Только Тимановскому передал Марков услышанное. Крикнул дежурному ординарцу: «Коня!» Галопом поскакал на ферму один. Приехал туда, бросил поводья какому-то офицеру, поспешил к штабу. Там, у дороги, стояла повозка, на которую укладывали тело Корнилова. Рядом с телом Неженцева. Решили похоронить их вместе, а пока перевезти в Елизаветинскую. Кто-то ещё плакал, кто-то говорил что-то печальное. Маркова это не интересовало. В сражении нет прошлого. Даже прошедшей секунды нет — ты мог умереть за эту секунду, а если не ты, то другие успели погибнуть, и мир изменился — надо принимать новые решения. Конечно, Деникин и Романовский уединились в роще и уже всё решили.

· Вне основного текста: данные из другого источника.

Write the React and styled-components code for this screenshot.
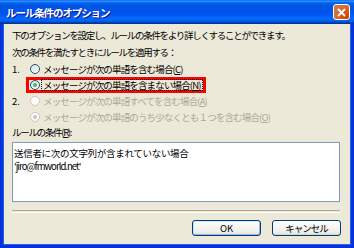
import React from "react";
import styled, { createGlobalStyle } from "styled-components";

const GlobalStyle = createGlobalStyle`
  html, body {
    margin: 0;
    padding: 0;
    background: #ffffff;
  }
  body {
    font-family: "Noto Sans CJK JP", "Liberation Sans", sans-serif;
  }
`;

const Window = styled.div`
  width: 354px;
  height: 248px;
  display: flex;
  flex-direction: column;
  box-sizing: border-box;
`;

const TitleBar = styled.div`
  height: 24px;
  flex: none;
  display: flex;
  align-items: center;
  justify-content: space-between;
  padding: 0 4px 0 6px;
  background: linear-gradient(
    to bottom,
    #0058ee 0%,
    #3593ff 4%,
    #288eff 6%,
    #127dff 8%,
    #036ffc 10%,
    #0262ee 14%,
    #0057e5 20%,
    #0054e3 24%,
    #0055eb 56%,
    #005bf5 66%,
    #026afe 76%,
    #0062ef 86%,
    #0052d6 92%,
    #0040ab 94%,
    #003092 100%
  );
`;

const Title = styled.span`
  color: #ffffff;
  font-weight: 700;
  font-size: 10.5px;
  letter-spacing: -1.1px;
  text-shadow: 1px 1px #0f1089;
`;

const CloseButton = styled.div`
  width: 17px;
  height: 16px;
  box-sizing: border-box;
  border: 1px solid #ffffff;
  border-radius: 3px;
  background: radial-gradient(circle at 90% 90%, #cc4600 0%, #dc6527 55%, #cd7546 70%),
    linear-gradient(#e97d5f, #d74a21);
  display: flex;
  align-items: center;
  justify-content: center;
`;

const Frame = styled.div`
  flex: 1;
  display: flex;
  flex-direction: column;
  background: #ece9d8;
  border: 3px solid #0831d9;
  border-top: none;
  box-shadow: inset 1px 0 #166aee, inset -1px 0 #166aee, inset 0 -1px #166aee;
  padding: 3px 11px 0 9px;
`;

const Line = styled.div`
  height: 16px;
  line-height: 16px;
  font-size: 9.5px;
  letter-spacing: -1.3px;
  color: #000000;
  white-space: nowrap;
  margin-top: ${(p) => p.$top || 0}px;
`;

const Options = styled.div`
  margin-top: 1px;
  display: flex;
  flex-direction: column;
`;

const OptionRow = styled.div`
  height: 16px;
  display: flex;
  align-items: center;
`;

const Num = styled.span`
  width: 14px;
  flex: none;
  font-size: 9.5px;
  color: #000000;
`;

const Option = styled.div`
  height: 16px;
  box-sizing: border-box;
  display: flex;
  align-items: center;
  gap: 2px;
  padding: 0 1px 0 1px;
  border: 3px solid ${(p) => (p.$highlight ? "#ff0000" : "transparent")};
`;

const Radio = styled.span`
  width: 10px;
  height: 10px;
  flex: none;
  box-sizing: border-box;
  border-radius: 50%;
  border: 1px solid ${(p) => (p.$disabled ? "#cac8bb" : "#1c5180")};
  background: ${(p) =>
    p.$disabled ? "#ffffff" : "linear-gradient(135deg, #dcdcd7, #ffffff)"};
  display: flex;
  align-items: center;
  justify-content: center;
  &::after {
    content: "";
    display: ${(p) => (p.$checked ? "block" : "none")};
    width: 4px;
    height: 4px;
    border-radius: 50%;
    background: ${(p) =>
      p.$disabled ? "#cac8bb" : "radial-gradient(circle at 35% 35%, #55d855, #21a121)"};
  }
`;

const Label = styled.span`
  font-size: 9.5px;
  letter-spacing: -0.85px;
  line-height: 10px;
  white-space: nowrap;
  color: ${(p) => (p.$disabled ? "#aca899" : "#000000")};
  outline: ${(p) => (p.$focused ? "1px dotted #000000" : "none")};
  padding: 0 1px;
  u {
    text-underline-offset: 1px;
  }
`;

const ConditionBox = styled.div`
  margin-top: 2px;
  height: 60px;
  box-sizing: border-box;
  border: 1px solid #7f9db9;
  background: #ffffff;
  padding: 4px 1px;
  font-size: 9.5px;
  line-height: 13px;
  color: #000000;
`;

const BoxLine = styled.div`
  letter-spacing: ${(p) => (p.$latin ? "-0.95px" : "-0.3px")};
  white-space: nowrap;
`;

const Separator = styled.div`
  margin-top: 8px;
  height: 1px;
  border-top: 1px solid #aca899;
  border-bottom: 1px solid #ffffff;
`;

const ButtonRow = styled.div`
  margin-top: 7px;
  display: flex;
  justify-content: flex-end;
  gap: 11px;
  margin-right: -1px;
`;

const Button = styled.button`
  width: 69px;
  height: 16px;
  padding: 0;
  box-sizing: border-box;
  border: 1px solid #003c74;
  border-radius: 3px;
  background: linear-gradient(180deg, #ffffff 0%, #f3f2ee 60%, #ecebe6 86%, #d6d0c5 100%);
  box-shadow: ${(p) =>
    p.$default ? "inset 1px 1px #cee7ff, inset -1px -1px #98b8ea" : "none"};
  font-family: inherit;
  font-size: 9.5px;
  letter-spacing: ${(p) => (p.$jp ? "-1px" : "0")};
  line-height: 14px;
  color: #000000;
`;

const options = [
  { num: "1.", text: "メッセージが次の単語を含む場合(", key: "C" },
  { text: "メッセージが次の単語を含まない場合(", key: "N", checked: true, highlight: true },
  { num: "2.", text: "メッセージが次の単語すべてを含む場合(", key: "A", disabled: true },
  { text: "メッセージが次の単語のうち少なくとも１つを含む場合(", key: "O", disabled: true, checked: true },
];

export default function App() {
  return (
    <>
      <GlobalStyle />
      <Window>
        <TitleBar>
          <Title>ルール条件のオプション</Title>
          <CloseButton>
            <svg width="9" height="9" viewBox="0 0 9 9">
              <path d="M1 1 L8 8 M8 1 L1 8" stroke="#ffffff" strokeWidth="1.8" />
            </svg>
          </CloseButton>
        </TitleBar>
        <Frame>
          <Line>下のオプションを設定し、ルールの条件をより詳しくすることができます。</Line>
          <Line $top={1}>次の条件を満たすときにルールを適用する：</Line>
          <Options>
            {options.map((o, i) => (
              <OptionRow key={i}>
                <Num>{o.num || ""}</Num>
                <Option $highlight={o.highlight}>
                  <Radio $checked={o.checked} $disabled={o.disabled} />
                  <Label $disabled={o.disabled} $focused={o.highlight}>
                    {o.text}
                    <u>{o.key}</u>)
                  </Label>
                </Option>
              </OptionRow>
            ))}
          </Options>
          <Line $top={-1}>
            ルールの条件(<u>R</u>):
          </Line>
          <ConditionBox>
            <BoxLine>送信者に次の文字列が含まれていない場合</BoxLine>
            <BoxLine $latin>'jiro@fmworld.net'</BoxLine>
          </ConditionBox>
          <Separator />
          <ButtonRow>
            <Button $default>OK</Button>
            <Button $jp>キャンセル</Button>
          </ButtonRow>
        </Frame>
      </Window>
    </>
  );
}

Марков нашёл их на берегу, на любимом месте Антона Ивановича. На лице Романовского — раздумья о великом, о вечном. На Маркова он взглянул со скорбным сочувствием, но, видно, такой холодноглазый и расчётливый не умеет долго скорбеть и печалиться — в глазах генерал уловил настороженность, даже тревогу. Романовский начал говорить о постигшем армию несчастье, но поглядывал на собеседника с тем же тревожным вопросом. Марков ответил соответственно и замолчал, прямо глядя в глаза начальнику штаба. Решительности у него не отнимешь. Потому и в штабе, где вырабатываются решения, тоже смотрел прямо в глаза и спокойно выслушал Романовского, который с каким-то предупреждением в голосе произнёс:

   — Разумеется, тебе, Сергей Леонидович, известно распоряжение покойного командующего о том, что его преемником является Антон Иванович, и, по-видимому, ему придётся нести это тяжкое бремя, однако окончательно решение будет принято по прибытии сюда, в штаб, генерала Алексеева. Ему уже послано донесение.

Продолжения разговора не было — генерала Маркова не пригласили остаться и участвовать в «принятии решения». Его дело — идти под пулями в офицерской цепи.

   — Я должен возвращаться в бригаду. Жду атаку красных, — сказал Марков, но не сделал движения к дорожке. Всё-таки ждал. Может быть, ещё секунда, и он бы попрощался, но Романовский сказал прежним дружелюбным голосом:

   — Подожди, Серёжа, я провожу тебя и передам последнюю разведсводку.